Returning to the theme of everything eating pilchards, Trosset says: “We catch a lot of sails on them. Once sailfish get fired-up, they sort of lose their minds — they just go crazy!” Multiple hookups, anyone?
Trosset also advises anglers to be ready to throw topwater plugs or jigs when they see fish busting on live chum. If the casts come close to the commotion, odds are they’ll hook up.
In the heat of a good surface bite, though, don’t neglect putting a bait or two down deeper; larger grouper and mutton snapper often lurk just under the commotion they’ve come to investigate.
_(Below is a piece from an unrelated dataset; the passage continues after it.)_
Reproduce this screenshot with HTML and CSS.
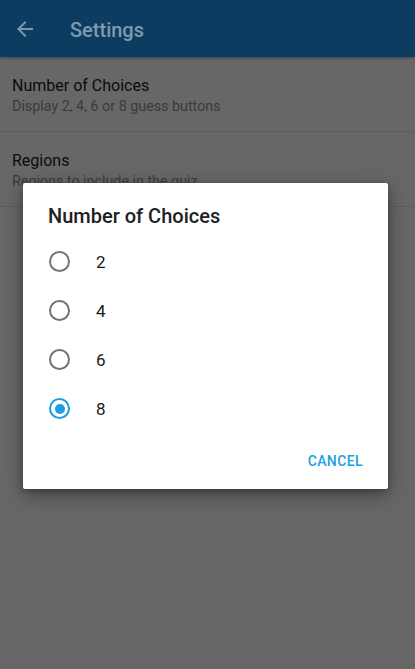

Finally, Trosset suggests keeping in mind that “no matter where your chum is going, the freebie pilchards will swim towards shore. Blind-cast toward where those pilchards should be swimming.”
Ultimately, of course, nothing — even a livewell full of frisky pilchards — guarantees fish here or anywhere.
Still, for action and variety in the productive waters off Key West, chumming and fishing live bait is about as close as you’ll get to a sure thing.
A Pilchard Primer
Although universally called pilchards in the Keys (and elsewhere), Harengula jaguana are properly known as scaled sardines. This important forage fish, a member of the herring family, is abundant along the Atlantic Coast from the mid‑Atlantic to Key West, throughout the Gulf and south to Brazil.
Unlike the similar thread herring, pilchards lack an elongate last ray on their dorsal fins. Pilchards feed on plankton and grow quickly. Individuals larger than 6 inches are rare.